▸ Short task
Find each line containing the string "styles" and return it.

▸ Data extract
################
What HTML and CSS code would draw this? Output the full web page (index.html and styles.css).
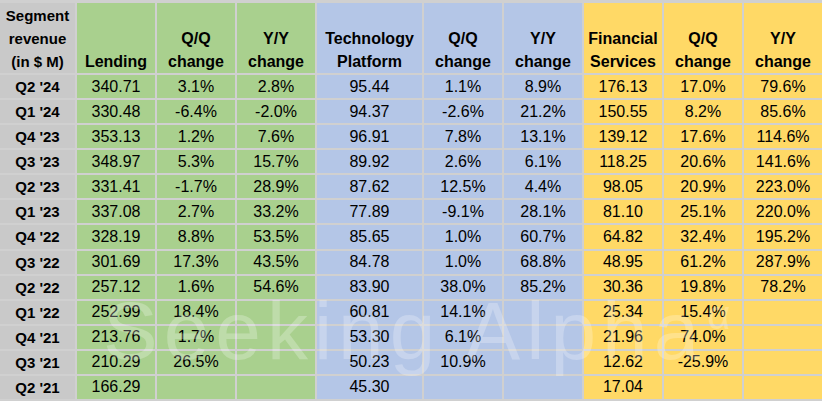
FILE: index.html
```html
<!DOCTYPE html>
<html>
<head>
<meta charset="utf-8">
<link rel="stylesheet" href="styles.css">
</head>
<body>
<div class="wrap">
  <div class="sheet">
    <div class="c lab hd">Segment<br>revenue<br>(in $ M)</div>
    <div class="c g hd">Lending</div>
    <div class="c g hd">Q/Q<br>change</div>
    <div class="c g hd">Y/Y<br>change</div>
    <div class="c b hd">Technology<br>Platform</div>
    <div class="c b hd">Q/Q<br>change</div>
    <div class="c b hd">Y/Y<br>change</div>
    <div class="c y hd">Financial<br>Services</div>
    <div class="c y hd">Q/Q<br>change</div>
    <div class="c y hd">Y/Y<br>change</div>

    <div class="c lab">Q2 '24</div><div class="c g">340.71</div><div class="c g">3.1%</div><div class="c g">2.8%</div><div class="c b">95.44</div><div class="c b">1.1%</div><div class="c b">8.9%</div><div class="c y">176.13</div><div class="c y">17.0%</div><div class="c y">79.6%</div>
    <div class="c lab">Q1 '24</div><div class="c g">330.48</div><div class="c g">-6.4%</div><div class="c g">-2.0%</div><div class="c b">94.37</div><div class="c b">-2.6%</div><div class="c b">21.2%</div><div class="c y">150.55</div><div class="c y">8.2%</div><div class="c y">85.6%</div>
    <div class="c lab">Q4 '23</div><div class="c g">353.13</div><div class="c g">1.2%</div><div class="c g">7.6%</div><div class="c b">96.91</div><div class="c b">7.8%</div><div class="c b">13.1%</div><div class="c y">139.12</div><div class="c y">17.6%</div><div class="c y">114.6%</div>
    <div class="c lab">Q3 '23</div><div class="c g">348.97</div><div class="c g">5.3%</div><div class="c g">15.7%</div><div class="c b">89.92</div><div class="c b">2.6%</div><div class="c b">6.1%</div><div class="c y">118.25</div><div class="c y">20.6%</div><div class="c y">141.6%</div>
    <div class="c lab">Q2 '23</div><div class="c g">331.41</div><div class="c g">-1.7%</div><div class="c g">28.9%</div><div class="c b">87.62</div><div class="c b">12.5%</div><div class="c b">4.4%</div><div class="c y">98.05</div><div class="c y">20.9%</div><div class="c y">223.0%</div>
    <div class="c lab">Q1 '23</div><div class="c g">337.08</div><div class="c g">2.7%</div><div class="c g">33.2%</div><div class="c b">77.89</div><div class="c b">-9.1%</div><div class="c b">28.1%</div><div class="c y">81.10</div><div class="c y">25.1%</div><div class="c y">220.0%</div>
    <div class="c lab">Q4 '22</div><div class="c g">328.19</div><div class="c g">8.8%</div><div class="c g">53.5%</div><div class="c b">85.65</div><div class="c b">1.0%</div><div class="c b">60.7%</div><div class="c y">64.82</div><div class="c y">32.4%</div><div class="c y">195.2%</div>
    <div class="c lab">Q3 '22</div><div class="c g">301.69</div><div class="c g">17.3%</div><div class="c g">43.5%</div><div class="c b">84.78</div><div class="c b">1.0%</div><div class="c b">68.8%</div><div class="c y">48.95</div><div class="c y">61.2%</div><div class="c y">287.9%</div>
    <div class="c lab">Q2 '22</div><div class="c g">257.12</div><div class="c g">1.6%</div><div class="c g">54.6%</div><div class="c b">83.90</div><div class="c b">38.0%</div><div class="c b">85.2%</div><div class="c y">30.36</div><div class="c y">19.8%</div><div class="c y">78.2%</div>
    <div class="c lab">Q1 '22</div><div class="c g">252.99</div><div class="c g">18.4%</div><div class="c g"></div><div class="c b">60.81</div><div class="c b">14.1%</div><div class="c b"></div><div class="c y">25.34</div><div class="c y">15.4%</div><div class="c y"></div>
    <div class="c lab">Q4 '21</div><div class="c g">213.76</div><div class="c g">1.7%</div><div class="c g"></div><div class="c b">53.30</div><div class="c b">6.1%</div><div class="c b"></div><div class="c y">21.96</div><div class="c y">74.0%</div><div class="c y"></div>
    <div class="c lab">Q3 '21</div><div class="c g">210.29</div><div class="c g">26.5%</div><div class="c g"></div><div class="c b">50.23</div><div class="c b">10.9%</div><div class="c b"></div><div class="c y">12.62</div><div class="c y">-25.9%</div><div class="c y"></div>
    <div class="c lab">Q2 '21</div><div class="c g">166.29</div><div class="c g"></div><div class="c g"></div><div class="c b">45.30</div><div class="c b"></div><div class="c b"></div><div class="c y">17.04</div><div class="c y"></div><div class="c y"></div>
  </div>
  <div class="watermark" aria-hidden="true">Seeking Alpha<span class="alpha">α</span></div>
</div>
</body>
</html>
```

FILE: styles.css
```css
html, body {
  margin: 0;
  padding: 0;
  background: #ffffff;
}

.wrap {
  position: relative;
  width: 822px;
  height: 401px;
  overflow: hidden;
}

.sheet {
  box-sizing: border-box;
  width: 822px;
  height: 401px;
  display: grid;
  grid-template-columns: 75px 78px 78px 78px 105px 78px 78px 78px 78px 78px;
  grid-template-rows: 70px repeat(13, 1fr);
  gap: 2px;
  padding: 3px 0 2px 0;
  background: #d0d0d0;
  font-family: "Liberation Sans", Arial, sans-serif;
  font-size: 16px;
  color: #000;
}

.c {
  display: flex;
  align-items: center;
  justify-content: center;
  text-align: center;
  white-space: nowrap;
}

.hd {
  align-items: flex-end;
  font-weight: bold;
  line-height: 23px;
}

.lab {
  background: #c9c9c9;
  font-weight: bold;
  font-size: 15px;
}

.g { background: #a9d08e; }
.b { background: #b4c6e7; }
.y { background: #ffd966; }

.watermark {
  position: absolute;
  left: 103px;
  top: 290px;
  font-family: "Liberation Sans", Arial, sans-serif;
  font-size: 82px;
  letter-spacing: 6px;
  color: rgba(255, 255, 255, 0.25);
  white-space: nowrap;
  pointer-events: none;
  line-height: 1;
}

.alpha {
  font-size: 40px;
  vertical-align: 30px;
  margin-left: 2px;
}
```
################
▸ Result for this task
What HTML and CSS code would draw this? Output the full web page (index.html and styles.css).
<link rel="stylesheet" href="styles.css">
FILE: styles.css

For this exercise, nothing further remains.